Many find modern devotionals to be either too upbeat or too sentimental or too doctrinal or too mystical because they reflect the perspective and experience of just one human author. The psalms, by contrast, give us a range of divinely inspired voices of different temperaments and experiences. No other book, even of the Bible, can compete with it as a basis for daily prayer. The New Testament obviously presents Jesus Christ to us in far more explicit and direct ways, yet no part of the New Testament is actually written to be a course of prayed theology that helps you process every possible personal situation through the truth about God.
So the psalms are already God’s devotional book. Nevertheless, most of us need the help of a guide for our first several journeys through the Psalter. Too many of the psalms have complex historical content and can be difficult to understand even after multiple readings. We can’t pray a text if we find it utterly confusing.
Each devotional provides you with your daily reading from a psalm. It then gives a brief meditation on the meaning of the psalm and a prayer to help you actually use it in your heart and as a way to approach God. The prayers should be seen as “on-ramps,” not as complete prayers. The reader should follow the trajectory of the prayers and keep going, filling each prayer out with personal particulars, as well as always praying in Jesus’s name (John 14:13).
We structured this daily devotional so it can be used in three different ways. The simplest way is to read the psalm and the meditation slowly, and then use the prayer to begin praying the psalm yourself. The prayers offer an opportunity to continue praying to God about anything in your heart and anything personal you are facing that day. This could take no more than fifteen minutes.
The second way to use the devotional is to take the time to look up the additional scriptural references that are embedded in the meditation and sometimes in the prayer. The statements in the meditation are understandable without the references, but looking them up and reading them will greatly enhance your grasp of the meaning and may also enrich your time of prayer.

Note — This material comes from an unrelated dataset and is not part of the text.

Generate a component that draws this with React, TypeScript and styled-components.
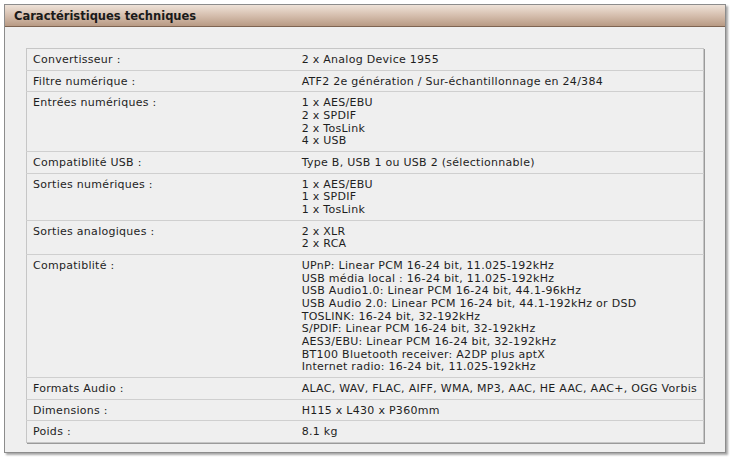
import React from "react";
import styled, { createGlobalStyle } from "styled-components";

const Global = createGlobalStyle`
  html, body { margin: 0; padding: 0; background: #ffffff; }
  #root { padding: 4px; width: 722px; }
`;

const Panel = styled.section`
  width: 720px;
  border: 1px solid #8c8c8c;
  background: #efefef;
  box-shadow: 2px 2px 2px rgba(0, 0, 0, 0.35);
  font-family: "DejaVu Sans", Verdana, sans-serif;
`;

const Header = styled.header`
  height: 21px;
  display: flex;
  align-items: center;
  padding-left: 9px;
  background: linear-gradient(to bottom, #eee2d8 0%, #d8c2b2 45%, #b89a84 100%);
  border-bottom: 1px solid #7e6452;
`;

const Title = styled.h2`
  margin: 0;
  font-size: 11.5px;
  font-weight: bold;
  color: #1a1a1a;
`;

const Body = styled.div`
  padding: 21px 19px 9px 21px;
`;

const SpecTable = styled.table`
  width: 678px;
  border-collapse: collapse;
  background: #efefef;
  border: 1px solid #c6c6c6;
  box-shadow: 1px 1px 0 #9a9a9a;
  font-size: 11px;
  letter-spacing: 0.28px;
  line-height: 12.67px;
  color: #1e1e1e;
`;

const Row = styled.tr`
  border-top: 1px solid #cfcfcf;
  &:first-child { border-top: none; }
`;

const Label = styled.td`
  width: 256px;
  padding: 5px 6px 3px 6px;
  vertical-align: top;
`;

const Value = styled.td`
  padding: 5px 6px 3px 7px;
  vertical-align: top;
`;

const Line = styled.div`
  white-space: nowrap;
`;

const specs: [string, string[]][] = [
  ["Convertisseur :", ["2 x Analog Device 1955"]],
  ["Filtre numérique :", ["ATF2 2e génération / Sur-échantillonnage en 24/384"]],
  ["Entrées numériques :", ["1 x AES/EBU", "2 x SPDIF", "2 x TosLink", "4 x USB"]],
  ["Compatiblité USB :", ["Type B, USB 1 ou USB 2 (sélectionnable)"]],
  ["Sorties numériques :", ["1 x AES/EBU", "1 x SPDIF", "1 x TosLink"]],
  ["Sorties analogiques :", ["2 x XLR", "2 x RCA"]],
  [
    "Compatiblité :",
    [
      "UPnP: Linear PCM 16-24 bit, 11.025-192kHz",
      "USB média local : 16-24 bit, 11.025-192kHz",
      "USB Audio1.0: Linear PCM 16-24 bit, 44.1-96kHz",
      "USB Audio 2.0: Linear PCM 16-24 bit, 44.1-192kHz or DSD",
      "TOSLINK: 16-24 bit, 32-192kHz",
      "S/PDIF: Linear PCM 16-24 bit, 32-192kHz",
      "AES3/EBU: Linear PCM 16-24 bit, 32-192kHz",
      "BT100 Bluetooth receiver: A2DP plus aptX",
      "Internet radio: 16-24 bit, 11.025-192kHz",
    ],
  ],
  ["Formats Audio :", ["ALAC, WAV, FLAC, AIFF, WMA, MP3, AAC, HE AAC, AAC+, OGG Vorbis"]],
  ["Dimensions :", ["H115 x L430 x P360mm"]],
  ["Poids :", ["8.1 kg"]],
];

export default function App() {
  return (
    <>
      <Global />
      <Panel>
        <Header>
          <Title>Caractéristiques techniques</Title>
        </Header>
        <Body>
          <SpecTable>
            <tbody>
              {specs.map(([label, values]) => (
                <Row key={label}>
                  <Label>{label}</Label>
                  <Value>
                    {values.map((v) => (
                      <Line key={v}>{v}</Line>
                    ))}
                  </Value>
                </Row>
              ))}
            </tbody>
          </SpecTable>
        </Body>
      </Panel>
    </>
  );
}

The third way to use the devotional is to get a blank journal to use along with it. Read the psalm portion twice slowly. Then ask three questions and write out your answers:
Adore—What did you learn about God for which you could praise or thank him?
Admit—What did you learn about yourself for which you could repent?
Aspire—What did you learn about life that you could aspire to, ask for, and act on?
Once you have answered these three questions, you have your own meditation on the psalm. Now read the meditation in the book and incorporate its insights into your journal notes. Finally, turn your meditation—already categorized as adoration, confession, and aspiration—into personal prayer, using the provided “on-ramp” prayer as well. This will take you into the deep level of wisdom and insight the psalms can provide.You are ready to start your year of devotions. May God give you “the Spirit of wisdom and revelation, so that you may know him better” (Ephesians 1:17).